- **Objective**
Find all the lines with "page" and gather them.

══════

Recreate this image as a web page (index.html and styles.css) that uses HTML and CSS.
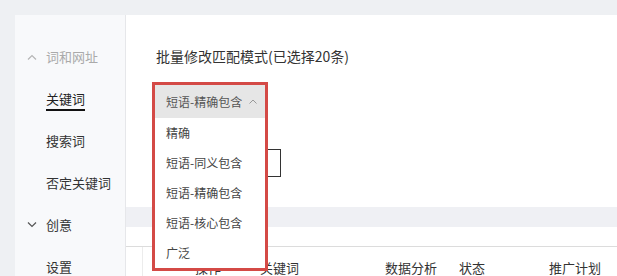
FILE: index.html
```html
<!DOCTYPE html>
<html lang="zh-CN">
<head>
    <meta charset="UTF-8">
    <title>批量修改匹配模式</title>
    <link rel="stylesheet" href="styles.css">
</head>
<body>
    <div class="page">
        <div class="sidebar">
            <div class="nav-group muted">
                <span class="chevron">
                    <svg width="10" height="6" viewBox="0 0 10 6"><polyline points="1,5.5 5,1.5 9,5.5" fill="none" stroke="#b5b5b5" stroke-width="1.2"/></svg>
                </span>
                词和网址
            </div>
            <div class="nav-item"><span class="active">关键词</span></div>
            <div class="nav-item">搜索词</div>
            <div class="nav-item">否定关键词</div>
            <div class="nav-group">
                <span class="chevron">
                    <svg width="10" height="6" viewBox="0 0 10 6"><polyline points="1,0.5 5,4.5 9,0.5" fill="none" stroke="#555" stroke-width="1.2"/></svg>
                </span>
                创意
            </div>
            <div class="nav-item">设置</div>
        </div>

        <div class="main">
            <div class="panel">
                <div class="panel-title">批量修改匹配模式(已选择20条)</div>
                <div class="select-slot"></div>
                <div class="actions">
                    <button class="btn">批量设置</button>
                </div>

                <div class="dropdown">
                    <div class="dropdown-head">
                        <span>短语-精确包含</span>
                        <svg width="8" height="5" viewBox="0 0 8 5"><polyline points="0.5,4.5 4,1 7.5,4.5" fill="none" stroke="#999" stroke-width="1"/></svg>
                    </div>
                    <div class="dropdown-option">精确</div>
                    <div class="dropdown-option">短语-同义包含</div>
                    <div class="dropdown-option">短语-精确包含</div>
                    <div class="dropdown-option">短语-核心包含</div>
                    <div class="dropdown-option">广泛</div>
                </div>
            </div>

            <div class="gap-band"></div>

            <div class="table">
                <div class="table-spacer"></div>
                <div class="table-head">
                    <div class="cell check"></div>
                    <div class="cell first">操作</div>
                    <div class="cell">关键词</div>
                    <div class="cell">数据分析</div>
                    <div class="cell">状态</div>
                    <div class="cell">推广计划</div>
                </div>
            </div>
        </div>
    </div>
</body>
</html>
```

FILE: styles.css
```css
* {
    margin: 0;
    padding: 0;
    box-sizing: border-box;
}

body {
    font-family: 'Noto Sans CJK SC', 'Microsoft YaHei', sans-serif;
    background: #eef0f3;
    color: #333;
    overflow: hidden;
}

.page {
    display: flex;
    padding: 15px 0 0 15px;
    height: 276px;
    overflow: hidden;
}

.sidebar {
    width: 111px;
    flex-shrink: 0;
    background: #f8f9fb;
    border-right: 1px solid #e6e7ea;
    padding-top: 21px;
}

.nav-group,
.nav-item {
    height: 42px;
    line-height: 42px;
    font-size: 13px;
    padding-left: 31px;
    color: #333;
}

.nav-group {
    display: flex;
    align-items: center;
    padding-left: 12px;
}

.nav-group.muted {
    color: #aaa;
}

.chevron {
    width: 19px;
    display: flex;
    align-items: center;
}

.active {
    display: inline-block;
    line-height: 18px;
    padding-bottom: 1px;
    border-bottom: 2px solid #111;
    color: #222;
}

.main {
    flex: 1;
    display: flex;
    flex-direction: column;
}

.panel {
    position: relative;
    flex-shrink: 0;
    background: #fff;
    height: 192px;
    padding: 31px 0 0 30px;
}

.panel-title {
    font-size: 14px;
    line-height: 20px;
    color: #333;
}

.select-slot {
    height: 83px;
}

.actions {
    display: flex;
}

.btn {
    width: 92px;
    height: 28px;
    margin-left: 33px;
    background: #fff;
    border: 1px solid #333;
    font-family: inherit;
    font-size: 12px;
    color: #333;
}

.dropdown {
    position: absolute;
    left: 26px;
    top: 67px;
    width: 116px;
    border: 3px solid #d44a46;
    background: #fff;
    z-index: 2;
}

.dropdown-head {
    display: flex;
    align-items: center;
    justify-content: space-between;
    height: 33px;
    padding: 0 8px 0 11px;
    background: #e6e6e6;
    font-size: 12px;
    color: #555;
}

.dropdown-option {
    height: 30px;
    line-height: 30px;
    padding-left: 11px;
    font-size: 12px;
    color: #444;
}

.gap-band {
    flex-shrink: 0;
    height: 20px;
    background: #eff0f4;
}

.table {
    flex-shrink: 0;
    background: #fff;
}

.table-spacer {
    height: 20px;
    border-bottom: 1px solid #dcdcdc;
}

.table-head {
    display: grid;
    grid-template-columns: 17px 105px 125px 74px 90px 1fr;
    height: 42px;
}

.cell {
    font-size: 13px;
    line-height: 42px;
    padding-left: 12px;
    color: #333;
}

.cell.check {
    padding: 0;
    border-right: 1px solid #ececec;
}

.cell.first {
    padding-left: 52px;
}
```
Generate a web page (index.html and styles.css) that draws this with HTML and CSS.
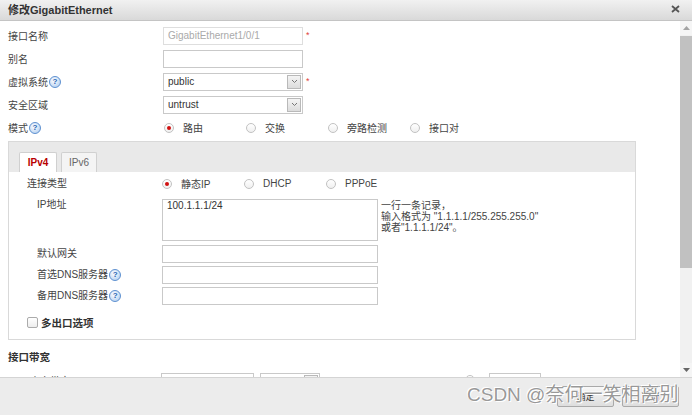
FILE: index.html
```html
<!DOCTYPE html>
<html lang="zh">
<head>
  <meta charset="UTF-8">
  <title>修改GigabitEthernet</title>
  <link rel="stylesheet" href="styles.css">
</head>
<body>
  <div class="dialog">
    <div class="titlebar">
      <span class="title">修改GigabitEthernet</span>
      <svg class="close" width="9" height="8" viewBox="0 0 9 8"><path d="M1 1l7 6M8 1l-7 6" stroke="#555" stroke-width="1.8"/></svg>
    </div>

    <div class="main">
      <div class="body">
        <div class="row">
          <span class="label">接口名称</span>
          <span class="input disabled">GigabitEthernet1/0/1</span>
          <span class="req">*</span>
        </div>
        <div class="row">
          <span class="label">别名</span>
          <span class="input"></span>
        </div>
        <div class="row">
          <span class="label">虚拟系统<span class="help">?</span></span>
          <span class="input select"><span>public</span><span class="arrow"><svg width="7" height="5" viewBox="0 0 7 5"><path d="M1 1l2.5 2.5L6 1" stroke="#777" fill="none"/></svg></span></span>
          <span class="req">*</span>
        </div>
        <div class="row">
          <span class="label">安全区域</span>
          <span class="input select"><span>untrust</span><span class="arrow"><svg width="7" height="5" viewBox="0 0 7 5"><path d="M1 1l2.5 2.5L6 1" stroke="#777" fill="none"/></svg></span></span>
        </div>
        <div class="row">
          <span class="label">模式<span class="help">?</span></span>
          <div class="radios first">
            <span class="opt"><span class="radio on"></span>路由</span>
            <span class="opt"><span class="radio"></span>交换</span>
            <span class="opt"><span class="radio"></span>旁路检测</span>
            <span class="opt"><span class="radio"></span>接口对</span>
          </div>
        </div>

        <div class="panel">
          <div class="tabs">
            <span class="tab active">IPv4</span>
            <span class="tab">IPv6</span>
          </div>
          <div class="panel-body">
            <div class="prow tall">
              <span class="plabel">连接类型</span>
              <div class="radios">
                <span class="opt"><span class="radio on"></span>静态IP</span>
                <span class="opt"><span class="radio"></span>DHCP</span>
                <span class="opt"><span class="radio"></span>PPPoE</span>
              </div>
            </div>
            <div class="prow top gap4">
              <span class="plabel indent">IP地址</span>
              <span class="pinput textarea">100.1.1.1/24</span>
              <span class="hint">一行一条记录，<br>输入格式为 "1.1.1.1/255.255.255.0"<br>或者"1.1.1.1/24"。</span>
            </div>
            <div class="prow gap4">
              <span class="plabel indent">默认网关</span>
              <span class="pinput"></span>
            </div>
            <div class="prow gap3">
              <span class="plabel indent">首选DNS服务器<span class="help">?</span></span>
              <span class="pinput"></span>
            </div>
            <div class="prow gap3">
              <span class="plabel indent">备用DNS服务器<span class="help">?</span></span>
              <span class="pinput"></span>
            </div>
            <div class="prow tall check-row">
              <span class="checkbox"></span>
              <span class="bold">多出口选项</span>
            </div>
          </div>
        </div>

        <div class="section">接口带宽</div>
        <div class="row partial">
          <span class="label short">入方向带宽</span>
          <span class="input w93"></span>
          <span class="input select w60"><span></span><span class="arrow"></span></span>
          <span class="radio far"></span>
          <span class="input w52"></span>
        </div>
      </div>

      <div class="scrollbar">
        <div class="sb-btn"><svg width="7" height="4" viewBox="0 0 7 4"><path d="M0 4L3.5 0 7 4z" fill="#a3a3a3"/></svg></div>
        <div class="sb-thumb"></div>
        <div class="sb-track"></div>
        <div class="sb-btn"><svg width="7" height="4" viewBox="0 0 7 4"><path d="M0 0h7L3.5 4z" fill="#666"/></svg></div>
      </div>
    </div>

    <div class="footer">
      <button class="btn">确定</button>
      <button class="btn">取消</button>
    </div>

    <div class="watermark">CSDN @奈何一笑相离别</div>
  </div>
</body>
</html>
```

FILE: styles.css
```css
body {
  margin: 0;
  font-family: "Liberation Sans", "Noto Sans CJK SC", sans-serif;
  font-size: 10px;
  color: #444;
  background: #fff;
}

.dialog {
  width: 692px;
  height: 415px;
  position: relative;
  display: flex;
  flex-direction: column;
  overflow: hidden;
}

.titlebar {
  height: 21px;
  flex: none;
  box-sizing: border-box;
  display: flex;
  align-items: center;
  justify-content: space-between;
  padding: 0 12px 3px 8px;
  background: linear-gradient(#f1f1f1, #d9d9d9);
  border-bottom: 1px solid #c4c4c4;
}

.title {
  font-size: 11px;
  font-weight: bold;
  color: #333;
}

.main {
  flex: 1;
  display: flex;
  min-height: 0;
}

.body {
  flex: 1;
  overflow: hidden;
  padding: 3px 0 0 8px;
  background: #fff;
}

/* form rows */
.row {
  display: flex;
  align-items: center;
  height: 23px;
}

.label {
  width: 155px;
  flex: none;
  display: flex;
  align-items: center;
}

.label.short {
  width: 153px;
  padding-left: 12px;
  box-sizing: border-box;
}

.input {
  width: 140px;
  height: 18px;
  box-sizing: border-box;
  border: 1px solid #c9c9c9;
  background: #fff;
  padding: 0 4px;
  display: flex;
  align-items: center;
  color: #333;
  flex: none;
}

.input.disabled {
  color: #aaa;
  border-color: #dedede;
}

.select {
  justify-content: space-between;
  padding-right: 1px;
}

.arrow {
  width: 14px;
  height: 14px;
  box-sizing: border-box;
  border: 1px solid #b9b9b9;
  background: linear-gradient(#f4f4f4, #dcdcdc);
  display: flex;
  align-items: center;
  justify-content: center;
}

.req {
  color: #e04040;
  font-size: 9px;
  margin-left: 3px;
  align-self: flex-start;
  margin-top: 6px;
}

.help {
  width: 12px;
  height: 12px;
  box-sizing: border-box;
  border-radius: 50%;
  border: 1px solid #5d90d0;
  background: radial-gradient(circle at 40% 35%, #ffffff, #a8c8ee);
  color: #1f5fb0;
  font-size: 8px;
  font-weight: bold;
  display: inline-flex;
  align-items: center;
  justify-content: center;
  margin-left: 1px;
}

/* radios */
.radios {
  display: flex;
}

.radios.first {
  padding-left: 1px;
}

.opt {
  width: 82px;
  display: flex;
  align-items: center;
  gap: 9px;
}

.radio {
  width: 10px;
  height: 10px;
  flex: none;
  box-sizing: border-box;
  border: 1px solid #c2c2c2;
  border-radius: 50%;
  background: linear-gradient(#ffffff, #f0f0f0);
  display: flex;
  align-items: center;
  justify-content: center;
}

.radio.on::after {
  content: "";
  width: 4px;
  height: 4px;
  border-radius: 50%;
  background: #d01010;
}

/* tab panel */
.panel {
  width: 628px;
  box-sizing: border-box;
  border: 1px solid #d9d9d9;
  margin-top: 2px;
}

.tabs {
  height: 30px;
  box-sizing: border-box;
  background: #e9e9e9;
  display: flex;
  align-items: flex-end;
  gap: 4px;
  padding-left: 10px;
}

.tab {
  width: 36px;
  height: 20px;
  box-sizing: border-box;
  border: 1px solid #d0d0d0;
  border-bottom: none;
  border-radius: 2px 2px 0 0;
  background: #f4f4f4;
  color: #666;
  display: flex;
  align-items: center;
  justify-content: center;
}

.tab.active {
  width: 38px;
  background: #fff;
  color: #b80000;
  font-weight: bold;
}

.panel-body {
  padding: 0 0 5px 18px;
}

.prow {
  display: flex;
  align-items: center;
}

.prow.tall {
  height: 23px;
}

.prow.top {
  align-items: flex-start;
}

.gap4 {
  margin-top: 4px;
}

.gap3 {
  margin-top: 3px;
}

.plabel {
  width: 135px;
  flex: none;
  display: flex;
  align-items: center;
  line-height: 12px;
}

.plabel.indent {
  padding-left: 10px;
  box-sizing: border-box;
}

.pinput {
  width: 216px;
  height: 18px;
  box-sizing: border-box;
  border: 1px solid #c9c9c9;
  background: #fff;
  padding: 0 4px;
  display: flex;
  align-items: center;
  color: #333;
}

.pinput.textarea {
  height: 42px;
  align-items: flex-start;
  padding: 0 4px;
  line-height: 12px;
}

.hint {
  margin-left: 3px;
  line-height: 11px;
  padding-top: 1px;
}

.check-row {
  margin-top: 6px;
}

.checkbox {
  width: 11px;
  height: 11px;
  box-sizing: border-box;
  border: 1px solid #ababab;
  border-radius: 2px;
  background: linear-gradient(#ffffff, #ededed);
  margin-right: 3px;
}

.bold {
  font-weight: bold;
  font-size: 10.5px;
  color: #333;
}

.section {
  height: 23px;
  margin-top: 5px;
  display: flex;
  align-items: center;
  font-weight: bold;
  font-size: 10.5px;
  color: #333;
}

.partial {
  align-items: flex-start;
  margin-top: 5px;
}

.w93 {
  width: 93px;
}

.w60 {
  width: 60px;
  margin-left: 6px;
}

.w52 {
  width: 52px;
  margin-left: 14px;
}

.radio.far {
  margin-left: 145px;
  margin-top: 2px;
}

/* scrollbar */
.scrollbar {
  width: 12px;
  flex: none;
  display: flex;
  flex-direction: column;
  background: #f1f1f1;
}

.sb-btn {
  height: 14px;
  display: flex;
  align-items: center;
  justify-content: center;
  background: #f5f5f5;
}

.sb-thumb {
  height: 232px;
  margin-top: 1px;
  background: #c1c1c1;
}

.sb-track {
  flex: 1;
}

/* footer */
.footer {
  height: 38px;
  flex: none;
  box-sizing: border-box;
  border-top: 1px solid #d4d4d4;
  background: #ececec;
  display: flex;
  justify-content: flex-end;
  align-items: center;
  gap: 8px;
  padding-right: 13px;
}

.btn {
  width: 57px;
  height: 21px;
  font-family: "Liberation Sans", "Noto Sans CJK SC", sans-serif;
  font-size: 9px;
  color: #333;
  border: 1px solid #a9a9a9;
  border-radius: 2px;
  background: linear-gradient(#f8f8f8, #dddddd);
  padding: 0;
}

.watermark {
  position: absolute;
  left: 467px;
  top: 384px;
  font-size: 19px;
  line-height: 22px;
  color: rgba(125, 125, 125, 0.8);
  text-shadow: 0 0 1px #fff, 1px 1px 0 #fff, -1px -1px 0 #fff;
  white-space: nowrap;
}
```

══════

- **Result of the exercise**
Recreate this image as a web page (index.html and styles.css) that uses HTML and CSS.
    <div class="page">
.page {
Generate a web page (index.html and styles.css) that draws this with HTML and CSS.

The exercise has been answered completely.